A capa do livro, que deverá ser lançado no final do ano

Neal voltou ao Algarve, ao Alentejo, a Lisboa, a Fátima, à Nazaré, a Coimbra e ao Porto para ver que Portugal é este agora. E se algumas coisas o surpreenderam, outras mantêm-se inalteradas. “Eu não diria que esta foi uma viagem sentimental. Portugal está fotografado, aquelas imagens a preto e branco marcam um momento e têm um contexto. Eu agora estou a tentar uma experiência nova. E é aí que entra a cor. Não posso fotografar a saudade. Mas ela pode estar implícita. Não pela beleza, mas pela informação que carrega. A luz acrescenta essa profundidade. Sobretudo esta luz extraordinária deste país. E o que sinto, acima de tudo, é que continuo a ver saudade mas já não vejo falta de esperança.”

O cartaz da exposição que inaugura no dia 17, na Galeria WOW, em Vila Nova de Gaia

O que é extraordinário é que, apesar de arranhar algumas palavras de português, Neal Slavin sente sobretudo isto pelo que vê através da objetiva. Quem passa a vida atrás de uma câmara fotográfica aprende a ler os outros pelos olhos e pela linguagem corporal. Não precisa de entender a língua, basta perceber o olhar.

Porém, não é assim em tudo. Há uma marca específica da alma portuguesa que Neal gostava de entender melhor se dominasse a língua. O fotógrafo consegue ouvir bem o trinar de uma guitarra e consegue sentir bem os efeitos de uma voz poderosa a dizer mal da vida enquanto canta. “Mas tenho pena de não conseguir saber ao certo o que ela está a sentir.”

(Foto: Neal Slavin)

“Ela” é Sandra Correia e naquela noite de outubro de 2016 canta na Mesa de Frades, em Alfama, Lisboa, sobre amor ou sofrimento, esperança ou paixão, ciúme ou dor. E saudade. A antiga capela oitocentista do Palácio da Dona Rosa, forrada a azulejos, na Rua dos Remédios, está à pinha e nos intervalos dos fados há um entra e sai de gente que se atravessa no plano de Neal enquanto este tenta fotografar a fadista. Mas não fica afetado. Espera, com calma, aguardando o melhor momento para disparar enquanto tenta perceber as conversas. Quem é que diz que aquele homem de 75 anos acordou às sete da manhã para trabalhar e está ali, às duas e dez da madrugada, a tentar traduzir acordes em imagens?

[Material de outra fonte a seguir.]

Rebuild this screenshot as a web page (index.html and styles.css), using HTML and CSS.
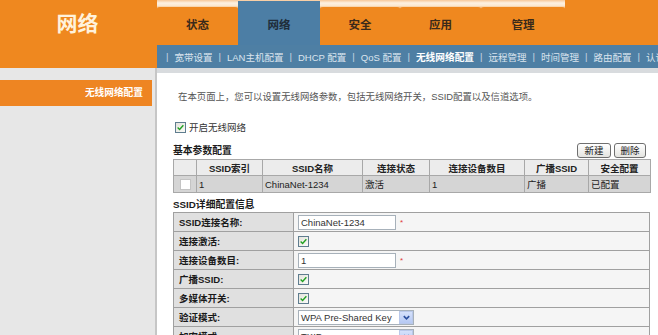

“Eu dantes não gostava de fado. Não entendia. Aquilo para mim não fazia sentido. Mas depois percebi que me faltavam as palavras para começar a entender a música. E, com isso, comecei a entender melhor os portugueses.”

(Foto: Neal Slavin)

É também disso que trata o documentário. Sobre entender os portugueses. Para ele sempre se tratou disso: não era apenas fotografar-nos. Ele quer perceber-nos. Ou, dito de outra forma, precisa das legendas emocionais para juntar às fotografias que começou a captar há meio século.

Para isso Neal Slavin conversou com os fadistas Mariza e Carlos do Carmo, o selecionador nacional Fernando Santos, o estilista Nuno Gama ou o outro americano também apaixonado por Portugal, o surfista Garret McNamara. E, cada um à sua maneira, num filme que foi editado por Tariq Anwar (nomeado para os Oscars da Academia por “Beleza americana” ou “O discurso do Rei”) e que obrigou a muitas horas de consulta em arquivos e acervos históricos, ajudaram o fotógrafo realizador a completar o álbum de família de um país. Ou a tirar-nos o retrato completo. Agora, aos 80 anos, diferente daquele que captou quando tinha 27.

(Foto: Neal Slavin)

“Os portugueses fazem o que têm de fazer, mas têm sempre uma certa vulnerabilidade”, diz ele. “E foi isso que me fez o clique para voltar. Em 1968 o meu pretexto, a minha razão para começar a fotografar pessoas foi a tristeza. Agora foi a vulnerabilidade. Acho que são dois conceitos que combinam bem.”

É verdade. Mesmo que estejam separados por 50 anos.